EXCERPTED RECORDS:
^^^^^^^^

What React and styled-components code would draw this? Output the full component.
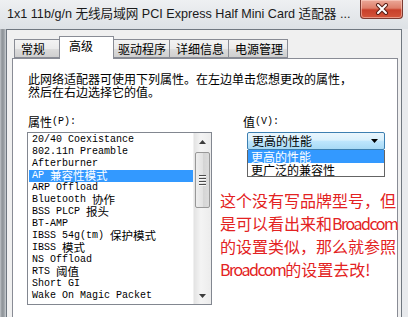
import styled, { createGlobalStyle } from 'styled-components';

const GlobalStyle = createGlobalStyle`
  html, body {
    margin: 0;
    padding: 0;
    background: #ffffff;
  }
  body {
    width: 408px;
    height: 317px;
    overflow: hidden;
    font-family: "Noto Sans CJK SC", "Noto Sans", sans-serif;
  }
`;

const tabs = [
  { label: '常规', width: 48 },
  { label: '高级', width: 55, active: true },
  { label: '驱动程序', width: 59 },
  { label: '详细信息', width: 60 },
  { label: '电源管理', width: 60 },
];

const properties = [
  { en: '20/40 Coexistance' },
  { en: '802.11n Preamble' },
  { en: 'Afterburner' },
  { en: 'AP ', zh: '兼容性模式', selected: true },
  { en: 'ARP Offload' },
  { en: 'Bluetooth ', zh: '协作' },
  { en: 'BSS PLCP ', zh: '报头' },
  { en: 'BT-AMP' },
  { en: 'IBSS 54g(tm) ', zh: '保护模式' },
  { en: 'IBSS ', zh: '模式' },
  { en: 'NS Offload' },
  { en: 'RTS ', zh: '阈值' },
  { en: 'Short GI' },
  { en: 'Wake On Magic Packet' },
];

// each line of the red remark, split so the latin word can be set tighter
const noteLines = [
  [['zh', '这个没有写品牌型号，但']],
  [['zh', '是可以看出来和'], ['en', 'Broadcom']],
  [['zh', '的设置类似，那么就参照']],
  [['en', 'Broadcom'], ['zh', '的设置去改!']],
];

function App() {
  return (
    <>
      <GlobalStyle />
      <Window>
        <TitleBar>
          <Title>1x1 11b/g/n 无线局域网 PCI Express Half Mini Card 适配器 ...</Title>
          <CloseButton>
            <svg width="16" height="12" viewBox="0 0 16 12">
              <path d="M4 2 L12 10 M12 2 L4 10" stroke="#5a2018" strokeWidth="4" strokeLinecap="round" />
              <path d="M4 2 L12 10 M12 2 L4 10" stroke="#ffffff" strokeWidth="2" strokeLinecap="round" />
            </svg>
          </CloseButton>
        </TitleBar>
        <Frame>
          <Dialog>
            <TabStrip>
              {tabs.map((tab) => (
                <Tab key={tab.label} $width={tab.width} $active={tab.active}>
                  {tab.label}
                </Tab>
              ))}
            </TabStrip>
            <Panel>
              <Description>
                此网络适配器可使用下列属性。在左边单击您想更改的属性，
                <br />
                然后在右边选择它的值。
              </Description>
              <Columns>
                <div>
                  <FieldLabel $indent={1}>
                    属性<Mono>(P):</Mono>
                  </FieldLabel>
                  <ListBox>
                    <Items>
                      {properties.map((item) => (
                        <Item key={item.en + (item.zh || '')} $selected={item.selected}>
                          <span>{item.en}</span>
                          {item.zh && <Cjk>{item.zh}</Cjk>}
                        </Item>
                      ))}
                    </Items>
                    <ScrollBar>
                      <ArrowButton>
                        <svg width="7" height="4" viewBox="0 0 7 4">
                          <path d="M0 4 L3.5 0 L7 4 Z" fill="#3c3c3c" />
                        </svg>
                      </ArrowButton>
                      <Track>
                        <Thumb>
                          <Grip />
                          <Grip />
                          <Grip />
                          <Grip />
                        </Thumb>
                      </Track>
                      <ArrowButton>
                        <svg width="7" height="4" viewBox="0 0 7 4">
                          <path d="M0 0 L7 0 L3.5 4 Z" fill="#3c3c3c" />
                        </svg>
                      </ArrowButton>
                    </ScrollBar>
                  </ListBox>
                </div>
                <RightColumn>
                  <FieldLabel $indent={23}>
                    值<Mono>(V):</Mono>
                  </FieldLabel>
                  <Combo>
                    <ComboText>更高的性能</ComboText>
                    <svg width="7" height="4" viewBox="0 0 7 4">
                      <path d="M0 0 L7 0 L3.5 4 Z" fill="#000000" />
                    </svg>
                  </Combo>
                  <DropList>
                    <DropItem $selected>更高的性能</DropItem>
                    <DropItem>更广泛的兼容性</DropItem>
                  </DropList>
                  <Note>
                    {noteLines.map((parts, i) => (
                      <NoteLine key={i}>
                        {parts.map(([kind, text]) => (
                          <NotePart key={text} $latin={kind === 'en'}>
                            {text}
                          </NotePart>
                        ))}
                      </NoteLine>
                    ))}
                  </Note>
                </RightColumn>
              </Columns>
            </Panel>
          </Dialog>
        </Frame>
      </Window>
    </>
  );
}

export default App;

const Window = styled.div`
  width: 408px;
  height: 317px;
  overflow: hidden;
  display: flex;
  flex-direction: column;
  background: linear-gradient(90deg, #c2c6ca 0px, #8e9398 2px, #9a9fa4 4px, #cdd1d5 6px, #e2e5e8 30%, #e8eaed 100%);
`;

const TitleBar = styled.div`
  height: 29px;
  flex: none;
  display: flex;
  justify-content: space-between;
  align-items: flex-start;
  padding-left: 7px;
  background: linear-gradient(180deg, #eef0f2 0%, #dde1e5 100%);
`;

const Title = styled.div`
  margin-top: 6px;
  font-family: "Liberation Sans", "Noto Sans CJK SC", sans-serif;
  font-size: 12.6px;
  line-height: 17px;
  color: #1a1a1a;
  white-space: nowrap;
`;

const CloseButton = styled.div`
  width: 43px;
  height: 19px;
  margin-right: 5px;
  display: flex;
  align-items: center;
  justify-content: center;
  box-sizing: border-box;
  border: 1px solid #7b3a31;
  border-top: none;
  border-radius: 0 0 4px 4px;
  background: linear-gradient(180deg, #eba898 0%, #de7f6b 45%, #c8402a 55%, #d4553a 100%);
  box-shadow: inset 0 0 0 1px rgba(255, 220, 210, 0.5);
`;

const Frame = styled.div`
  flex: 1;
  display: flex;
  padding: 0 7px 0 6px;
`;

const Dialog = styled.div`
  flex: 1;
  display: flex;
  flex-direction: column;
  background: #f0f0f0;
  border: 1px solid #6f7780;
  border-bottom: none;
  padding: 3px 3px 0 5px;
`;

const TabStrip = styled.div`
  height: 25px;
  display: flex;
  align-items: flex-end;
  padding-left: 2px;
`;

const Tab = styled.div`
  width: ${(p) => p.$width}px;
  height: ${(p) => (p.$active ? 23 : 19)}px;
  box-sizing: border-box;
  margin-left: ${(p) => (p.$active ? -3 : -1)}px;
  margin-right: ${(p) => (p.$active ? -2 : 0)}px;
  margin-bottom: ${(p) => (p.$active ? -1 : 0)}px;
  position: relative;
  z-index: ${(p) => (p.$active ? 2 : 1)};
  border: 1px solid #898c95;
  border-bottom: ${(p) => (p.$active ? 'none' : '1px solid #898c95')};
  background: ${(p) =>
    p.$active ? '#ffffff' : 'linear-gradient(180deg, #f3f3f3 0%, #ebebeb 50%, #dddddd 51%, #cfcfcf 100%)'};
  font-size: 12px;
  line-height: ${(p) => (p.$active ? 18 : 17)}px;
  padding-left: ${(p) => (p.$active ? 9 : 6)}px;
  color: #000000;
  white-space: nowrap;

  &:first-child {
    margin-left: 0;
  }
`;

const Panel = styled.div`
  flex: 1;
  background: #ffffff;
  border: 1px solid #898c95;
  border-bottom: none;
  padding: 13px 0 0 14px;
`;

const Description = styled.div`
  margin-left: 1px;
  font-size: 12px;
  line-height: 13px;
  color: #000000;
  white-space: nowrap;
`;

const Columns = styled.div`
  display: grid;
  grid-template-columns: 185px 1fr;
  column-gap: 8px;
  margin-top: 17px;
`;

const RightColumn = styled.div`
  display: flex;
  flex-direction: column;
  align-items: flex-start;
`;

const FieldLabel = styled.div`
  margin-left: ${(p) => p.$indent}px;
  height: 13px;
  display: flex;
  align-items: center;
  font-size: 12px;
  line-height: 13px;
  color: #000000;
  margin-bottom: 4px;
`;

const Mono = styled.span`
  font-family: "Liberation Mono", monospace;
  font-size: 10px;
  line-height: 13px;
`;

const ListBox = styled.div`
  height: 173px;
  box-sizing: border-box;
  border: 1px solid #828790;
  display: flex;
`;

const Items = styled.div`
  flex: 1;
  padding-top: 1px;
`;

const Item = styled.div`
  height: 12px;
  display: flex;
  align-items: center;
  margin-left: 1px;
  padding-left: 3px;
  font-family: "Liberation Mono", monospace;
  font-size: 10px;
  line-height: 12px;
  white-space: pre;
  color: ${(p) => (p.$selected ? '#ffffff' : '#000000')};
  background: ${(p) => (p.$selected ? '#3399ff' : 'transparent')};
`;

const Cjk = styled.span`
  font-family: "Noto Sans CJK SC", sans-serif;
  font-size: 11.5px;
  line-height: 12px;
  margin-top: -2px;
`;

const ScrollBar = styled.div`
  width: 17px;
  display: flex;
  flex-direction: column;
  background: linear-gradient(90deg, #e3e3e3 0%, #f4f4f4 40%, #ececec 100%);
  border-left: 1px solid #f0f0f0;
`;

const ArrowButton = styled.div`
  height: 17px;
  display: flex;
  align-items: center;
  justify-content: center;
`;

const Track = styled.div`
  flex: 1;
  padding-top: 2px;
`;

const Thumb = styled.div`
  height: 56px;
  margin: 0 1px;
  box-sizing: border-box;
  border: 1px solid #989898;
  border-radius: 2px;
  background: linear-gradient(90deg, #eeeeee 0%, #e2e2e2 50%, #d4d4d4 51%, #dcdcdc 100%);
  display: flex;
  flex-direction: column;
  align-items: center;
  justify-content: center;
  gap: 1px;
`;

const Grip = styled.div`
  width: 7px;
  height: 1px;
  background: #4c4c4c;
  border-bottom: 1px solid #f8f8f8;
`;

const Combo = styled.div`
  margin-left: 27px;
  width: 138px;
  height: 18px;
  box-sizing: border-box;
  border: 1px solid #3c7fb1;
  border-radius: 2px;
  background: linear-gradient(180deg, #eaf6fd 0%, #d9f0fc 45%, #bee6fd 50%, #a7d9f5 100%);
  display: flex;
  align-items: center;
  justify-content: space-between;
  padding: 0 6px 0 4px;
`;

const ComboText = styled.span`
  font-size: 12px;
  line-height: 14px;
  color: #000000;
`;

const DropList = styled.div`
  margin-left: 27px;
  width: 138px;
  box-sizing: border-box;
  border: 1px solid #646464;
  border-top: none;
  background: #ffffff;
`;

const DropItem = styled.div`
  height: 13px;
  line-height: 13px;
  padding-left: 3px;
  font-size: 12px;
  color: ${(p) => (p.$selected ? '#ffffff' : '#000000')};
  background: ${(p) => (p.$selected ? '#3399ff' : 'transparent')};
`;

const Note = styled.div`
  margin-top: 12px;
  color: #e32222;
  font-size: 16px;
  line-height: 23px;
`;

const NoteLine = styled.div`
  white-space: nowrap;
`;

const NotePart = styled.span`
  letter-spacing: ${(p) => (p.$latin ? '-1.5px' : '0')};
`;
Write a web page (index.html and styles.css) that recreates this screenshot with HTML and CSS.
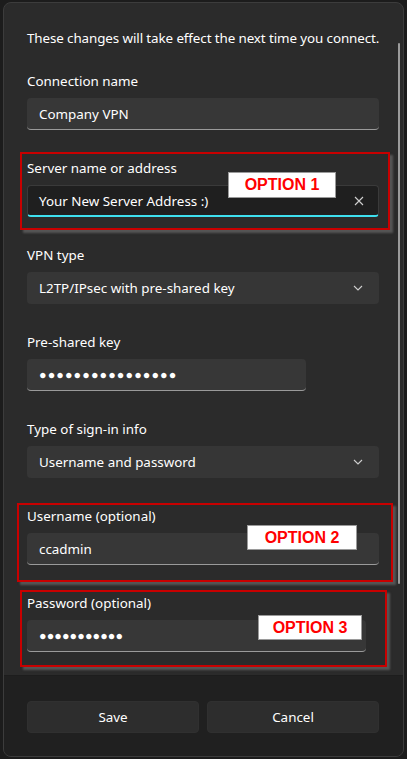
FILE: index.html
```html
<!DOCTYPE html>
<html lang="en">
<head>
  <meta charset="UTF-8">
  <meta name="viewport" content="width=device-width, initial-scale=1.0">
  <title>Edit VPN connection</title>

  <link rel="stylesheet" href="styles.css">

</head>
<body>

  <div class="dialog">
    <div class="content">
      <div class="scrollbar"></div>

      <p class="intro">These changes will take effect the next time you connect.</p>

      <div class="field">
        <div class="label">Connection name</div>
        <div class="textbox">Company VPN</div>
      </div>

      <div class="field">
        <div class="label">Server name or address</div>
        <div class="textbox focused">
          <span>Your New Server Address :)</span>
          <svg class="clear" width="10" height="10" viewBox="0 0 10 10">
            <path d="M1 1 L9 9 M9 1 L1 9" stroke="#cfcfcf" stroke-width="1.1" fill="none"/>
          </svg>
        </div>
        <div class="mark mark1"></div>
        <div class="tag tag1">OPTION 1</div>
      </div>

      <div class="field">
        <div class="label">VPN type</div>
        <div class="select">
          <span>L2TP/IPsec with pre-shared key</span>
          <svg class="chevron" width="10" height="6" viewBox="0 0 10 6">
            <path d="M1 1 L5 5 L9 1" stroke="#cfcfcf" stroke-width="1.1" fill="none"/>
          </svg>
        </div>
      </div>

      <div class="field">
        <div class="label">Pre-shared key</div>
        <div class="textbox key"><span class="dots">●●●●●●●●●●●●●●●●</span></div>
      </div>

      <div class="field">
        <div class="label">Type of sign-in info</div>
        <div class="select">
          <span>Username and password</span>
          <svg class="chevron" width="10" height="6" viewBox="0 0 10 6">
            <path d="M1 1 L5 5 L9 1" stroke="#cfcfcf" stroke-width="1.1" fill="none"/>
          </svg>
        </div>
      </div>

      <div class="field">
        <div class="label">Username (optional)</div>
        <div class="textbox">ccadmin</div>
        <div class="mark mark2"></div>
        <div class="tag tag2">OPTION 2</div>
      </div>

      <div class="field last">
        <div class="label">Password (optional)</div>
        <div class="textbox pass"><span class="dots">●●●●●●●●●●●</span></div>
        <div class="mark mark3"></div>
        <div class="tag tag3">OPTION 3</div>
      </div>
    </div>

    <div class="footer">
      <button class="btn">Save</button>
      <button class="btn">Cancel</button>
    </div>
  </div>

</body>
</html>
```

FILE: styles.css
```css
body{
 margin: 0;
 background-color: #1c1c1c;
 font-family: "Noto Sans", "Open Sans", sans-serif;
 font-size: 13.4px;
 color: #ffffff;
}
.dialog {
 width: 399px;
 height: 753px;
 margin: 2px 0 0 3px;
 border: 1px solid #3c3c3c;
 border-radius: 8px;
 background-color: #2b2b2b;
 display: flex;
 flex-direction: column;
 overflow: hidden;
}
.content {
 flex: 1;
 position: relative;
 padding: 25px 24px 0 23px;
}
.scrollbar {
 position: absolute;
 top: 40px;
 right: 3px;
 width: 2px;
 height: 541px;
 border-radius: 1px;
 background-color: #9b9b9b;
}
.intro {
 margin: 0 0 23px 0;
 line-height: 20px;
 white-space: nowrap;
 letter-spacing: -0.1px;
}
.field {
 position: relative;
 margin-bottom: 28px;
}
.field.last {
 margin-bottom: 0;
}
.label {
 line-height: 20px;
 margin-bottom: 7px;
}
.textbox, .select {
 box-sizing: border-box;
 height: 32px;
 width: 352px;
 padding: 0 12px;
 border-radius: 4px;
 background-color: #373737;
 display: flex;
 align-items: center;
 justify-content: space-between;
}
.textbox {
 border-bottom: 1px solid #9a9a9a;
}
.textbox.focused {
 background-color: #1f1f1f;
 border: 1px solid #3a3a3a;
 border-bottom: 2px solid #3ee0ef;
 padding-left: 11px;
}
.select {
 background-color: #363636;
}
.key {
 width: 279px;
}
.pass {
 width: 339px;
}
.dots {
 font-size: 12.5px;
 letter-spacing: 0.1px;
}
.key .dots {
 letter-spacing: 1.1px;
}
.clear {
 margin-right: 2px;
}
.chevron {
 margin-right: 4px;
}
.mark {
 position: absolute;
 border: 2px solid #c80000;
 box-shadow: 3px 3px 2px #555555;
}
.mark1 {
 top: -6px;
 left: -7px;
 width: 366px;
 height: 74px;
}
.mark2 {
 top: -3px;
 left: -10px;
 width: 372px;
 height: 75px;
}
.mark3 {
 top: -3px;
 left: -7px;
 width: 363px;
 height: 73px;
}
.tag {
 position: absolute;
 box-sizing: border-box;
 height: 26px;
 background-color: #ffffff;
 border: 1px solid #9a9a9a;
 color: #ff0000;
 font-family: "Liberation Sans", Arial, sans-serif;
 font-weight: 700;
 font-size: 16px;
 display: flex;
 align-items: center;
 justify-content: center;
}
.tag1 {
 top: 14px;
 left: 201px;
 width: 108px;
}
.tag2 {
 top: 19px;
 left: 220px;
 width: 110px;
 height: 25px;
}
.tag3 {
 top: 22px;
 left: 231px;
 width: 104px;
 height: 25px;
}
.footer {
 background-color: #202020;
 border-top: 1px solid #1d1d1d;
 padding: 25px 24px 23px 23px;
 display: grid;
 grid-template-columns: 1fr 1fr;
 gap: 8px;
}
.btn {
 height: 32px;
 border: 1px solid #303030;
 border-radius: 4px;
 background-color: #2d2d2d;
 color: #ffffff;
 font-family: "Noto Sans", "Open Sans", sans-serif;
 font-size: 13.4px;
}
```
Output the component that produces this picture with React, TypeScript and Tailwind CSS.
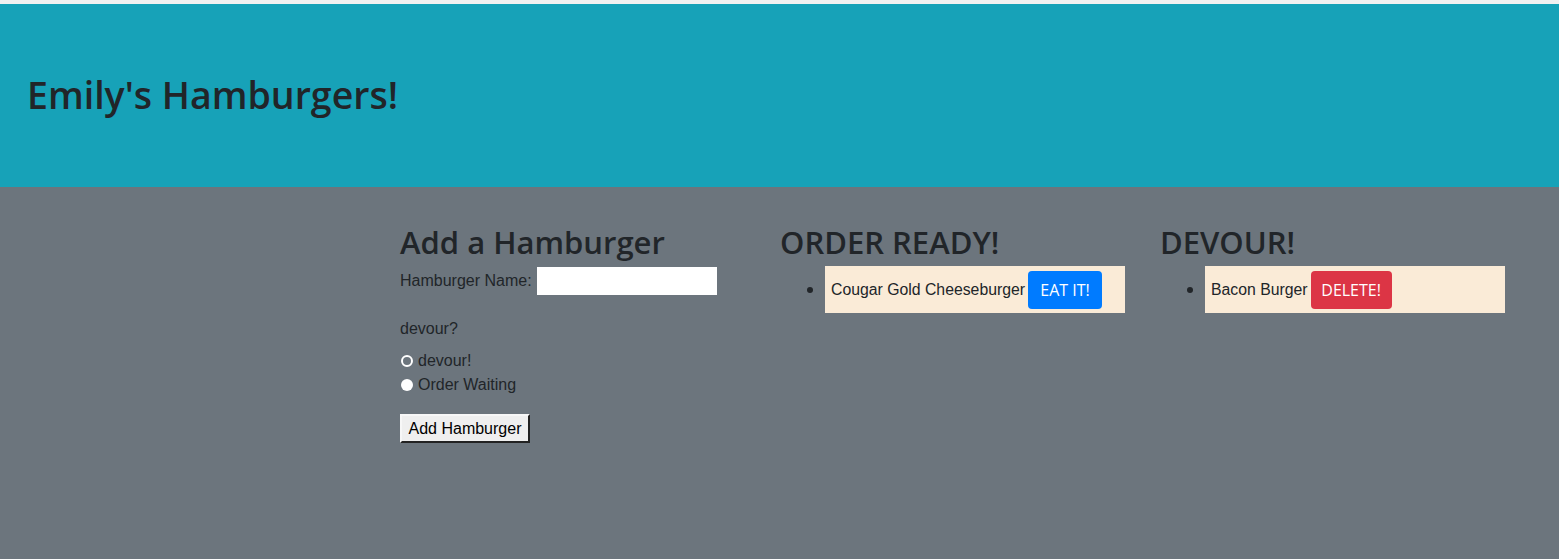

^^^^^^^^

WORK TO COMPLETE: Return each line in the records that holds the string "Output".

RESPONSE TO THIS TASK:
What React and styled-components code would draw this? Output the full component.
Output the component that produces this picture with React, TypeScript and Tailwind CSS.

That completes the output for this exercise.